Warren Anderson should be arrested to warn companies of the consequences of building hazardous industries, insists writer Dominique Lapierre.
In the crossfire of the recriminations and finger-pointing over the recent judgment on the Bhopal gas tragedy, did anyone remember to pick up Five Past Midnight in Bhopal, Dominique Lapierre’s indepth tome on the disaster?
Lapierre had spent three years researching the book, along with co-author Javier Moro (yes, the Spanish writer who is currently in the news with his latest book, The Red Sari, inspired by the life of Sonia Gandhi). He’d also helped set up the Sambhavna Gynaecology Clinic in Bhopal with royalties from the book.
I first interviewed Lapierre in 2001 when he launched Five Minutes…, a chilling account of the germination of an idea by Union Carbide to develop a pesticide that could ‘save’ the peasantry of this country. Alas, methyl isocyanate or MIC also happened to be, in Lapierre’s words, “one of the most dangerous compounds ever conceived by the sorcerer’s apprentices of the chemical industry”. The terrifying findings of MIC tests on rats were never made public.
In an interview given a few days ago from France, Lapierre states vehemently, “This judgment is an insult to the survivors.” The victims, he says, should get their due compensation, and, most importantly, the cleaning up of the site should be prioritised.
Lapierre is also vociferous about bringing the accused to book. Warren Anderson especially, he feels, should be arrested. “This will not just give the sufferers a feeling that the culprits have been punished, but will serve as a clarion call to other industries that you just cannot get away with it [events like the Bhopal gas leak]. Large corporations will not be tempted to build hazardous industries if they know what the consequences can be,” he says.
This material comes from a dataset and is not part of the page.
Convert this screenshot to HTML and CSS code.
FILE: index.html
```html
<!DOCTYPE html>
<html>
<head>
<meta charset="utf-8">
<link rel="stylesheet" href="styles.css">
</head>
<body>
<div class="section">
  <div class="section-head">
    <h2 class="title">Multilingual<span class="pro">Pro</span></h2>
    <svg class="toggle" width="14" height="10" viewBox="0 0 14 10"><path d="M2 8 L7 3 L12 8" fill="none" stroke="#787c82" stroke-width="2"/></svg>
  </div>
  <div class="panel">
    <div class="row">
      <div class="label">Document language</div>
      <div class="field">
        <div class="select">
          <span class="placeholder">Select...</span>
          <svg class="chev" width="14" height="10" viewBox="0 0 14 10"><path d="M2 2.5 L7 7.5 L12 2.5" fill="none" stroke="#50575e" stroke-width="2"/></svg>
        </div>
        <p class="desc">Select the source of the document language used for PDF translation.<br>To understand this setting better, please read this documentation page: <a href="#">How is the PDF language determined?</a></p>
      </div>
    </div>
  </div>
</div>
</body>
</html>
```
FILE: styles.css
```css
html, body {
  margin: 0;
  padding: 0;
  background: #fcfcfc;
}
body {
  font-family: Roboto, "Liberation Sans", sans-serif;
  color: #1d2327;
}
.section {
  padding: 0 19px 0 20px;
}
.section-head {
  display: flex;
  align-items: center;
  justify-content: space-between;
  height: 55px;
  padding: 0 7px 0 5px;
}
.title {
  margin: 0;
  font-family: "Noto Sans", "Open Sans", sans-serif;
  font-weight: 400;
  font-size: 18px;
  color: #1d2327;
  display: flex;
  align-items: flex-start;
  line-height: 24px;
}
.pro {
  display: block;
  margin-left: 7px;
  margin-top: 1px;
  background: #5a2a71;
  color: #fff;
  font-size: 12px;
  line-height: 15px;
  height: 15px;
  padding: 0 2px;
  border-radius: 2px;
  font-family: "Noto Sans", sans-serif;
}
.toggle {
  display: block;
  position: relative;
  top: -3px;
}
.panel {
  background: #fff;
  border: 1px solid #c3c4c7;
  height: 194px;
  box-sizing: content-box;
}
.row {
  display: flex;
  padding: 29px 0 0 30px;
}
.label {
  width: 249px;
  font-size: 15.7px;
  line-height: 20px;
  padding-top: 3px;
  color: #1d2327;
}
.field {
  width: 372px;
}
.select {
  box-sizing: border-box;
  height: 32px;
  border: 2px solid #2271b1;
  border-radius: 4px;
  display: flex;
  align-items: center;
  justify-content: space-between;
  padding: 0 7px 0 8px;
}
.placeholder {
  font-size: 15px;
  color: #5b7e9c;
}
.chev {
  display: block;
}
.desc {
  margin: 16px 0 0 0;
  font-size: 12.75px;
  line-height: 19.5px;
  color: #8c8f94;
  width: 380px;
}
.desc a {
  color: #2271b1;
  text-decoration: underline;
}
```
According to Lapierre, the publication of his book had caused so much stir in industrial circles that at least five such factories in different parts of the world, including Argentina, Greece and India, were not built as a consequence.
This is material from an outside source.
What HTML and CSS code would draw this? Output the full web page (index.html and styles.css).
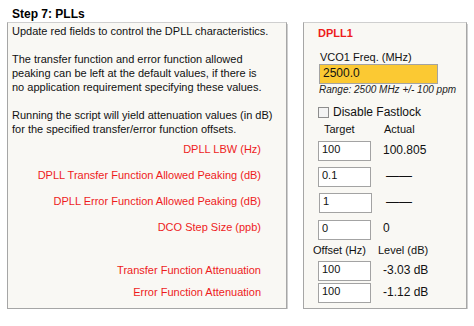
FILE: index.html
```html
<!DOCTYPE html>
<html>
<head>
<meta charset="utf-8">
<link rel="stylesheet" href="styles.css">
</head>
<body>
<div class="page">
  <h1 class="title">Step 7: PLLs</h1>
  <div class="panels">
    <div class="panel left">
      <div class="intro">
        <p>Update red fields to control the DPLL characteristics.</p>
        <p>The transfer function and error function allowed<br>peaking can be left at the default values, if there is<br>no application requirement specifying these values.</p>
        <p>Running the script will yield attenuation values (in dB)<br>for the specified transfer/error function offsets.</p>
      </div>
      <div class="lbl r26">DPLL LBW (Hz)</div>
      <div class="lbl r26">DPLL Transfer Function Allowed Peaking (dB)</div>
      <div class="lbl r26">DPLL Error Function Allowed Peaking (dB)</div>
      <div class="lbl r27">DCO Step Size (ppb)</div>
      <div class="r18"></div>
      <div class="lbl r22">Transfer Function Attenuation</div>
      <div class="lbl r22">Error Function Attenuation</div>
    </div>
    <div class="panel right">
      <div class="dpll">DPLL1</div>
      <div class="vco-label">VCO1 Freq. (MHz)</div>
      <input class="vco-input" type="text" value="2500.0">
      <div class="range">Range: 2500 MHz +/- 100 ppm</div>
      <label class="check-row"><input class="check" type="checkbox"><span>Disable Fastlock</span></label>
      <div class="colhead"><span class="h-target">Target</span><span class="h-actual">Actual</span></div>
      <div class="frow r26"><input class="num" type="text" value="100"><span class="val">100.805</span></div>
      <div class="frow r26"><input class="num" type="text" value="0.1"><span class="val dash">——</span></div>
      <div class="frow r26"><input class="num shift" type="text" value="1"><span class="val dash">——</span></div>
      <div class="frow r27"><input class="num low" type="text" value="0"><span class="val">0</span></div>
      <div class="colhead2 r18"><span class="h-offset">Offset (Hz)</span><span class="h-level">Level (dB)</span></div>
      <div class="frow r22"><input class="num tight" type="text" value="100"><span class="val">-3.03 dB</span></div>
      <div class="frow r22"><input class="num tight" type="text" value="100"><span class="val">-1.12 dB</span></div>
    </div>
  </div>
</div>
</body>
</html>
```
FILE: styles.css
```css
html, body {
  margin: 0;
  padding: 0;
  background: #ffffff;
}
body {
  font-family: "Liberation Sans", Arial, sans-serif;
  color: #111111;
}
.page {
  padding: 7px 0 0 7px;
}
.title {
  margin: 0 0 1px 5px;
  font-size: 12px;
  line-height: 14px;
  font-weight: bold;
  color: #000;
}
.panels {
  display: flex;
  gap: 16px;
  align-items: flex-start;
}
.panel {
  box-sizing: border-box;
  height: 287px;
  background: #f9f8f4;
  border: 1px solid #a6a6a6;
  border-top-color: #cfcfcf;
  box-shadow: 1px 2px 0 #cfcfcf;
}
.left {
  width: 280px;
  padding: 1px 0 0 4px;
}
.intro p {
  margin: 0 0 14px 0;
  font-size: 11px;
  line-height: 14px;
  white-space: nowrap;
}
.intro p:last-child {
  margin-bottom: 0;
}
.lbl {
  padding-right: 25px;
  text-align: right;
  color: #ee1c1c;
  font-size: 11px;
  white-space: nowrap;
}
.r26 { height: 26px; line-height: 26px; }
.r27 { height: 27px; line-height: 27px; }
.r18 { height: 18px; line-height: 18px; }
.r22 { height: 22px; line-height: 22px; }

.right {
  width: 164px;
  padding: 3px 0 0 15px;
}
.dpll {
  margin-left: -1px;
  font-size: 11px;
  line-height: 14px;
  font-weight: bold;
  color: #ee1c1c;
}
.vco-label {
  margin-top: 10px;
  margin-left: 1px;
  font-size: 11px;
  line-height: 14px;
}
.vco-input {
  display: block;
  box-sizing: border-box;
  width: 119px;
  height: 20px;
  margin: 0;
  padding: 0 3px 3px 3px;
  border: 1px solid #a3a3a3;
  background: #fbc933;
  font-family: "Liberation Sans", Arial, sans-serif;
  font-size: 12px;
  color: #111;
  outline: none;
}
.range {
  font-size: 10px;
  line-height: 12px;
  font-style: italic;
  color: #222;
}
.check-row {
  display: flex;
  align-items: center;
  height: 16px;
  margin-top: 8px;
  font-size: 12px;
}
.check {
  appearance: none;
  -webkit-appearance: none;
  box-sizing: border-box;
  width: 11px;
  height: 11px;
  margin: 1px 4px 0 -1px;
  border: 1px solid #8d8d8d;
  background: #f3f3f3;
}
.colhead {
  display: flex;
  margin-top: 2px;
  height: 14px;
  line-height: 14px;
  font-size: 11px;
}
.h-target { margin-left: 5px; width: 60px; }
.frow {
  display: flex;
  align-items: flex-start;
  font-size: 12px;
}
.num {
  box-sizing: border-box;
  width: 53px;
  height: 20px;
  margin: 5px 0 0 -1px;
  padding: 0 3px 5px 3px;
  border: 1px solid #a3a3a3;
  background: #ffffff;
  font-family: "Liberation Sans", Arial, sans-serif;
  font-size: 11px;
  color: #111;
  outline: none;
}
.num.shift { margin-left: 0; margin-right: -1px; }
.num.low { margin-top: 6px; }
.num.tight { margin-top: 2px; }
.val {
  margin-left: 12px;
}
.r26 .val { line-height: 28px; }
.r27 .val { line-height: 28px; }
.val.dash {
  margin-left: 15px;
  font-size: 13px;
}
.colhead2 {
  display: flex;
  font-size: 11px;
  margin-left: -6px;
}
.h-offset { width: 65px; }
```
Lapierre’s current worries are more about proactive work still left to be done. Most people, he feels, are instead getting bogged down by the recriminations that are continuing to take place. “Let us make sure about the rehabilitation aspects 26 years after. The victims need to be better compensated and the owners of Union Carbide or Dow should be forced to clean the site of the factory of the toxic effluents left as these are still continuing to poison the underground water and the slum dwellers have to drink this polluted stuff even now.”
A few months ago, Lapierre was in Bhopal to oversee the running of Sambhavna Clinic, where 300 women with cancer (“they had never even received a single aspirin tablet”), apart from thousands of other victims of the gas tragedy, are being attended to. On that visit, he decided to drink a glass of water from a tubewell. He broke out into such a violent rash that he thought he was going to die. “The gas has introduced itself in their genes,” he says.
For an author who gives $3 million to fund the victims of a tragedy in a country that is not his, Dominique Lapierre does have a right to question what is being done to alleviate their suffering.